▶ _EXERCISE TASK_: Could you give the data below again, exactly and completely?

=====

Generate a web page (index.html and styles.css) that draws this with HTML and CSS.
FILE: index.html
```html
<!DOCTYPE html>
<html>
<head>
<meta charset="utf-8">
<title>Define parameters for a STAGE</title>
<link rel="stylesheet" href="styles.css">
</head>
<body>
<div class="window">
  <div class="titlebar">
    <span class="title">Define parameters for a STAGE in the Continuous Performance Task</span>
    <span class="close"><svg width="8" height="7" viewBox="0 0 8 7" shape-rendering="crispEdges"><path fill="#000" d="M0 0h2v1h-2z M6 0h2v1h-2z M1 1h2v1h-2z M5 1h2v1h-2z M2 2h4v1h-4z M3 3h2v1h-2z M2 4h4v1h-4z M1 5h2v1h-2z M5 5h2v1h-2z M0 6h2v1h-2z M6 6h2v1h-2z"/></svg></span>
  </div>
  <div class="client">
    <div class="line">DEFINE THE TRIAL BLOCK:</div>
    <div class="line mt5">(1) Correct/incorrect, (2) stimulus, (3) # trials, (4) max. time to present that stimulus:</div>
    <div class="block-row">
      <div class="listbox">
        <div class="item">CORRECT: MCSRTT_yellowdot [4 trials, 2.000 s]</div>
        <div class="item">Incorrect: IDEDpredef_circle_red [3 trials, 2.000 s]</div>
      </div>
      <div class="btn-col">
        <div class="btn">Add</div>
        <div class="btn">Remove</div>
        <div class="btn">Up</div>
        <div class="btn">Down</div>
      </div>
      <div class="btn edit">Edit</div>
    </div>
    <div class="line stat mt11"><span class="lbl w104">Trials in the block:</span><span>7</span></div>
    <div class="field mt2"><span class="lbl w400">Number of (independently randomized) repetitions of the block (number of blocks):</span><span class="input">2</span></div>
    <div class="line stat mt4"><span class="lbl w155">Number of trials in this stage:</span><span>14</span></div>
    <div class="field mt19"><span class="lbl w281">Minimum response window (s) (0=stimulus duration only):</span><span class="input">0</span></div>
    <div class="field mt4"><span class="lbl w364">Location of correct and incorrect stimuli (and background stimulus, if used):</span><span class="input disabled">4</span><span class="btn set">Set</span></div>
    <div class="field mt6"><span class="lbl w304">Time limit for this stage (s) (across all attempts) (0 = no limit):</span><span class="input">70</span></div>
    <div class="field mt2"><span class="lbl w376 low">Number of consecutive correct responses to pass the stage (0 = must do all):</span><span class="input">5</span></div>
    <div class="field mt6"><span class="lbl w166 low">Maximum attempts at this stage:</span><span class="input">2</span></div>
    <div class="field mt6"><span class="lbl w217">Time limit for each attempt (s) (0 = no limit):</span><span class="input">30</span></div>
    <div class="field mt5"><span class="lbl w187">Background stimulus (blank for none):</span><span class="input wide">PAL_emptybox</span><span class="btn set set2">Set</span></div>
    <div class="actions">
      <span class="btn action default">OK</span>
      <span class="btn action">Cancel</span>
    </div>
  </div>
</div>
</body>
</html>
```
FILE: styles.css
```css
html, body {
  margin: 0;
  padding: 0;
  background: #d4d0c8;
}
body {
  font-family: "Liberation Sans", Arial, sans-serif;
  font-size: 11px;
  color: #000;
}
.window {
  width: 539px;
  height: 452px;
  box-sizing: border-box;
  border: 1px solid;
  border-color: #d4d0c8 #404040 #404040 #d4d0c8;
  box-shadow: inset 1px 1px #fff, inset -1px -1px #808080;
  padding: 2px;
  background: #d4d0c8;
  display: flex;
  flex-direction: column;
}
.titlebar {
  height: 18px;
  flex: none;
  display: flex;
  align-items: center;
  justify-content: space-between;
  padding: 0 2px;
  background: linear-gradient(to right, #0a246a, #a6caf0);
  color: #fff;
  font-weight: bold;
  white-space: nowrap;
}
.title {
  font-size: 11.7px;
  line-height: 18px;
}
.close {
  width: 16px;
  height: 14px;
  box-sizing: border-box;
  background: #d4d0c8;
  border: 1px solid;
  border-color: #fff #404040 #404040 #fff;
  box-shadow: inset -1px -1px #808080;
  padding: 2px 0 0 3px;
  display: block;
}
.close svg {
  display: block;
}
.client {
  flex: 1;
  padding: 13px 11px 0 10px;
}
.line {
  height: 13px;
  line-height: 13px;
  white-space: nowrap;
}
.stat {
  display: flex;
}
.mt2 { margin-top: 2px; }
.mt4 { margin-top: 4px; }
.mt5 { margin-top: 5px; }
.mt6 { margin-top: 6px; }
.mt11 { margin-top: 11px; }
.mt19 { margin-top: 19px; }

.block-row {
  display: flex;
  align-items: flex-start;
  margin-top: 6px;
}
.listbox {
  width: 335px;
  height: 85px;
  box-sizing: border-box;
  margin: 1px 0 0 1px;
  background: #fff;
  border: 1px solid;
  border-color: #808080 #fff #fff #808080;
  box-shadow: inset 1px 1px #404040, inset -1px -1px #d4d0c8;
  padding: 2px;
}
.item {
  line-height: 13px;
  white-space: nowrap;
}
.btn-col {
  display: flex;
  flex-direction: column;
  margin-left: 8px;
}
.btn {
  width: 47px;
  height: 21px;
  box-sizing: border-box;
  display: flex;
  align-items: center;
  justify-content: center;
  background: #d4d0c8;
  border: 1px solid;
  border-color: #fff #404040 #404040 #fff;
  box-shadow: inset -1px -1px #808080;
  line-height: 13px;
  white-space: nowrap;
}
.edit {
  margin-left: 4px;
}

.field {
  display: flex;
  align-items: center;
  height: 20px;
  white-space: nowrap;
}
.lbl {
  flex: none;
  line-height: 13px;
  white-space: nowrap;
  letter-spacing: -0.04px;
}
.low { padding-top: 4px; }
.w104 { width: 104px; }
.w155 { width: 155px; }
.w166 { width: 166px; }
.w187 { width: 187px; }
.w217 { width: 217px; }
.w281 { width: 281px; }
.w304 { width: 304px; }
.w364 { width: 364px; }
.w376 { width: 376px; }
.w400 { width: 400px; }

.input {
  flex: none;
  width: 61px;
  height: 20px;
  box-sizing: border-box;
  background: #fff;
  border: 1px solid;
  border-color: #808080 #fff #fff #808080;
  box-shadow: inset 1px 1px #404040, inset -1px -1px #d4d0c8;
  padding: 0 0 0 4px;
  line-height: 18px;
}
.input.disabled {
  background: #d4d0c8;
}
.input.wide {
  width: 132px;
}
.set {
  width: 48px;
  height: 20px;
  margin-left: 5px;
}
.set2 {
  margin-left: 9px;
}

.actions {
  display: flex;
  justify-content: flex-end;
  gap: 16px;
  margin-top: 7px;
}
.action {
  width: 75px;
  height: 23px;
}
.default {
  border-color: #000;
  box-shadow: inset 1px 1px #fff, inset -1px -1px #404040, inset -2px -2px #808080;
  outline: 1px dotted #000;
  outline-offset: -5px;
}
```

=====

▶ _CORRECT RESPONSE_:
Generate a web page (index.html and styles.css) that draws this with HTML and CSS.
FILE: index.html
```html
<!DOCTYPE html>
<html>
<head>
<meta charset="utf-8">
<title>Define parameters for a STAGE</title>
<link rel="stylesheet" href="styles.css">
</head>
<body>
<div class="window">
  <div class="titlebar">
    <span class="title">Define parameters for a STAGE in the Continuous Performance Task</span>
    <span class="close"><svg width="8" height="7" viewBox="0 0 8 7" shape-rendering="crispEdges"><path fill="#000" d="M0 0h2v1h-2z M6 0h2v1h-2z M1 1h2v1h-2z M5 1h2v1h-2z M2 2h4v1h-4z M3 3h2v1h-2z M2 4h4v1h-4z M1 5h2v1h-2z M5 5h2v1h-2z M0 6h2v1h-2z M6 6h2v1h-2z"/></svg></span>
  </div>
  <div class="client">
    <div class="line">DEFINE THE TRIAL BLOCK:</div>
    <div class="line mt5">(1) Correct/incorrect, (2) stimulus, (3) # trials, (4) max. time to present that stimulus:</div>
    <div class="block-row">
      <div class="listbox">
        <div class="item">CORRECT: MCSRTT_yellowdot [4 trials, 2.000 s]</div>
        <div class="item">Incorrect: IDEDpredef_circle_red [3 trials, 2.000 s]</div>
      </div>
      <div class="btn-col">
        <div class="btn">Add</div>
        <div class="btn">Remove</div>
        <div class="btn">Up</div>
        <div class="btn">Down</div>
      </div>
      <div class="btn edit">Edit</div>
    </div>
    <div class="line stat mt11"><span class="lbl w104">Trials in the block:</span><span>7</span></div>
    <div class="field mt2"><span class="lbl w400">Number of (independently randomized) repetitions of the block (number of blocks):</span><span class="input">2</span></div>
    <div class="line stat mt4"><span class="lbl w155">Number of trials in this stage:</span><span>14</span></div>
    <div class="field mt19"><span class="lbl w281">Minimum response window (s) (0=stimulus duration only):</span><span class="input">0</span></div>
    <div class="field mt4"><span class="lbl w364">Location of correct and incorrect stimuli (and background stimulus, if used):</span><span class="input disabled">4</span><span class="btn set">Set</span></div>
    <div class="field mt6"><span class="lbl w304">Time limit for this stage (s) (across all attempts) (0 = no limit):</span><span class="input">70</span></div>
    <div class="field mt2"><span class="lbl w376 low">Number of consecutive correct responses to pass the stage (0 = must do all):</span><span class="input">5</span></div>
    <div class="field mt6"><span class="lbl w166 low">Maximum attempts at this stage:</span><span class="input">2</span></div>
    <div class="field mt6"><span class="lbl w217">Time limit for each attempt (s) (0 = no limit):</span><span class="input">30</span></div>
    <div class="field mt5"><span class="lbl w187">Background stimulus (blank for none):</span><span class="input wide">PAL_emptybox</span><span class="btn set set2">Set</span></div>
    <div class="actions">
      <span class="btn action default">OK</span>
      <span class="btn action">Cancel</span>
    </div>
  </div>
</div>
</body>
</html>
```
FILE: styles.css
```css
html, body {
  margin: 0;
  padding: 0;
  background: #d4d0c8;
}
body {
  font-family: "Liberation Sans", Arial, sans-serif;
  font-size: 11px;
  color: #000;
}
.window {
  width: 539px;
  height: 452px;
  box-sizing: border-box;
  border: 1px solid;
  border-color: #d4d0c8 #404040 #404040 #d4d0c8;
  box-shadow: inset 1px 1px #fff, inset -1px -1px #808080;
  padding: 2px;
  background: #d4d0c8;
  display: flex;
  flex-direction: column;
}
.titlebar {
  height: 18px;
  flex: none;
  display: flex;
  align-items: center;
  justify-content: space-between;
  padding: 0 2px;
  background: linear-gradient(to right, #0a246a, #a6caf0);
  color: #fff;
  font-weight: bold;
  white-space: nowrap;
}
.title {
  font-size: 11.7px;
  line-height: 18px;
}
.close {
  width: 16px;
  height: 14px;
  box-sizing: border-box;
  background: #d4d0c8;
  border: 1px solid;
  border-color: #fff #404040 #404040 #fff;
  box-shadow: inset -1px -1px #808080;
  padding: 2px 0 0 3px;
  display: block;
}
.close svg {
  display: block;
}
.client {
  flex: 1;
  padding: 13px 11px 0 10px;
}
.line {
  height: 13px;
  line-height: 13px;
  white-space: nowrap;
}
.stat {
  display: flex;
}
.mt2 { margin-top: 2px; }
.mt4 { margin-top: 4px; }
.mt5 { margin-top: 5px; }
.mt6 { margin-top: 6px; }
.mt11 { margin-top: 11px; }
.mt19 { margin-top: 19px; }

.block-row {
  display: flex;
  align-items: flex-start;
  margin-top: 6px;
}
.listbox {
  width: 335px;
  height: 85px;
  box-sizing: border-box;
  margin: 1px 0 0 1px;
  background: #fff;
  border: 1px solid;
  border-color: #808080 #fff #fff #808080;
  box-shadow: inset 1px 1px #404040, inset -1px -1px #d4d0c8;
  padding: 2px;
}
.item {
  line-height: 13px;
  white-space: nowrap;
}
.btn-col {
  display: flex;
  flex-direction: column;
  margin-left: 8px;
}
.btn {
  width: 47px;
  height: 21px;
  box-sizing: border-box;
  display: flex;
  align-items: center;
  justify-content: center;
  background: #d4d0c8;
  border: 1px solid;
  border-color: #fff #404040 #404040 #fff;
  box-shadow: inset -1px -1px #808080;
  line-height: 13px;
  white-space: nowrap;
}
.edit {
  margin-left: 4px;
}

.field {
  display: flex;
  align-items: center;
  height: 20px;
  white-space: nowrap;
}
.lbl {
  flex: none;
  line-height: 13px;
  white-space: nowrap;
  letter-spacing: -0.04px;
}
.low { padding-top: 4px; }
.w104 { width: 104px; }
.w155 { width: 155px; }
.w166 { width: 166px; }
.w187 { width: 187px; }
.w217 { width: 217px; }
.w281 { width: 281px; }
.w304 { width: 304px; }
.w364 { width: 364px; }
.w376 { width: 376px; }
.w400 { width: 400px; }

.input {
  flex: none;
  width: 61px;
  height: 20px;
  box-sizing: border-box;
  background: #fff;
  border: 1px solid;
  border-color: #808080 #fff #fff #808080;
  box-shadow: inset 1px 1px #404040, inset -1px -1px #d4d0c8;
  padding: 0 0 0 4px;
  line-height: 18px;
}
.input.disabled {
  background: #d4d0c8;
}
.input.wide {
  width: 132px;
}
.set {
  width: 48px;
  height: 20px;
  margin-left: 5px;
}
.set2 {
  margin-left: 9px;
}

.actions {
  display: flex;
  justify-content: flex-end;
  gap: 16px;
  margin-top: 7px;
}
.action {
  width: 75px;
  height: 23px;
}
.default {
  border-color: #000;
  box-shadow: inset 1px 1px #fff, inset -1px -1px #404040, inset -2px -2px #808080;
  outline: 1px dotted #000;
  outline-offset: -5px;
}
```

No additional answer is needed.